There were, furthermore, those in the US government quite receptive to socialism and the importance of the class struggle. High-level US officials, such as Deputy Treasury Secretary Harry Dexter White, White House staffer Lauchlin Currie, and the State Department’s Alger Hiss, along with some lower-level bureaucrats were either actively working on behalf of the communists or ideologically sympathetic to the communist cause. There is no mention in the book of the Institute of Pacific Relations (IPR), the infamous Amerasia case, and Venona (US signals intercepts of Soviet communications during and after the war), which revealed the extent of communist infiltration of the US government before, during and after the war.
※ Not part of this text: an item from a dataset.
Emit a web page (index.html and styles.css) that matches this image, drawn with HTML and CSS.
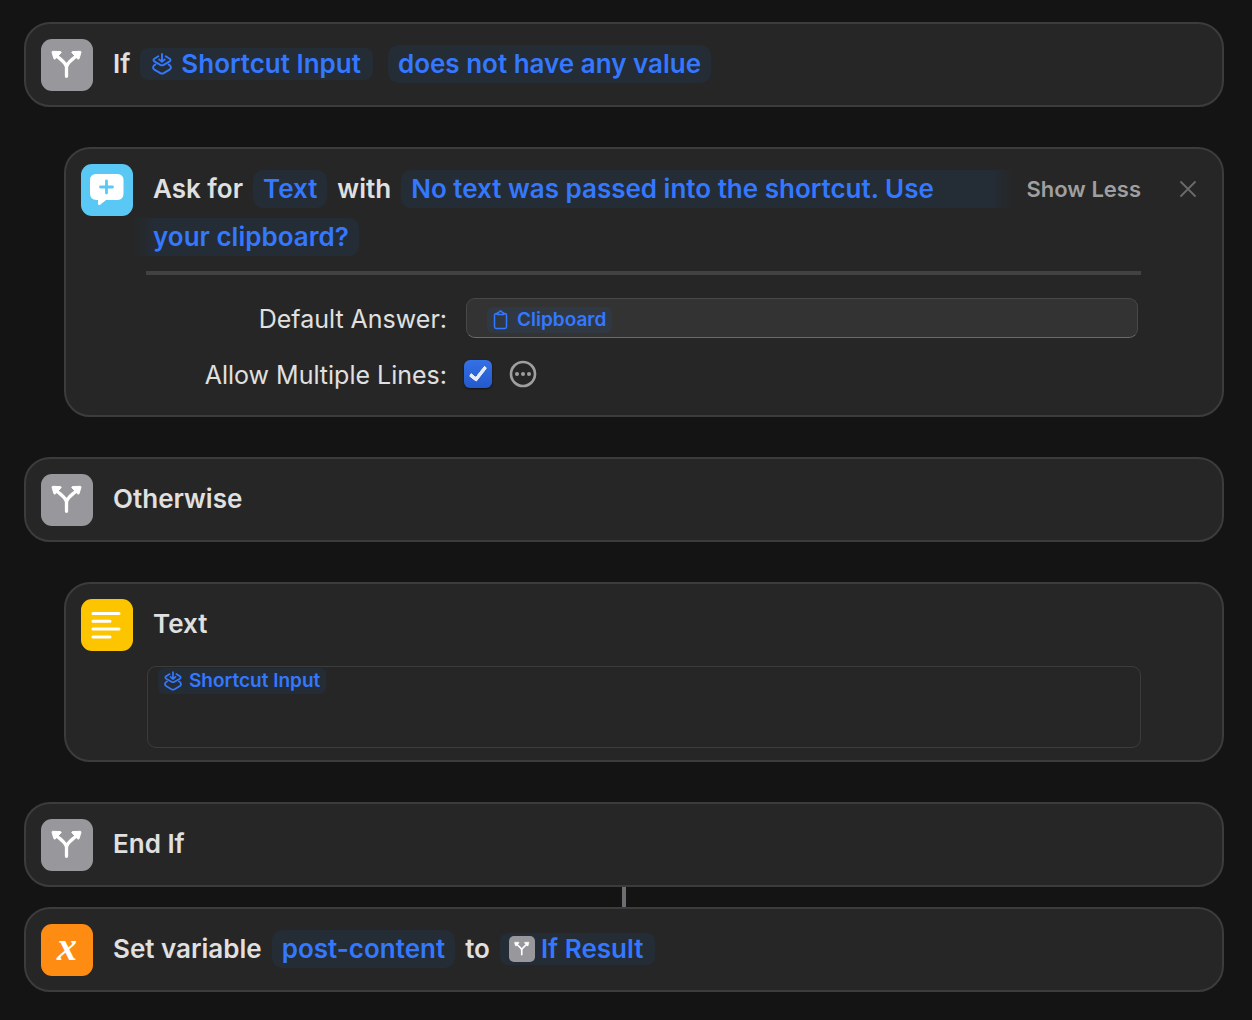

These revelations, it is worth noting, preceded the rise of Senator Joseph McCarthy.
More troublesome is the author’s failure to mention Smedley’s role in Richard Sorge’s Soviet spy ring during the 1940s, and his downplaying of her work with the Comintern apparatus in China to promote the eventual success of Mao’s revolution; and his unwillingness to note or come to terms with Robeson’s communist sympathies, including his worshipful tribute to Joseph Stalin that appeared in the New World Review shortly after the dictator’s death.
The five writers featured in the book, the author claims, “embraced liberalism as an attitude” and “imagined the Transpacific as an environment of flexible thought where communication engendered community.” However true this may be, in the end, their work had more cultural than political consequences. But the dark side of this was that Smedley and Robeson, in their efforts to promote global liberalism, used their considerable literary and artistic talents in the service of the most murderous regimes in history, and unlike some other Western “political pilgrims”, they remained unrepentant to the end.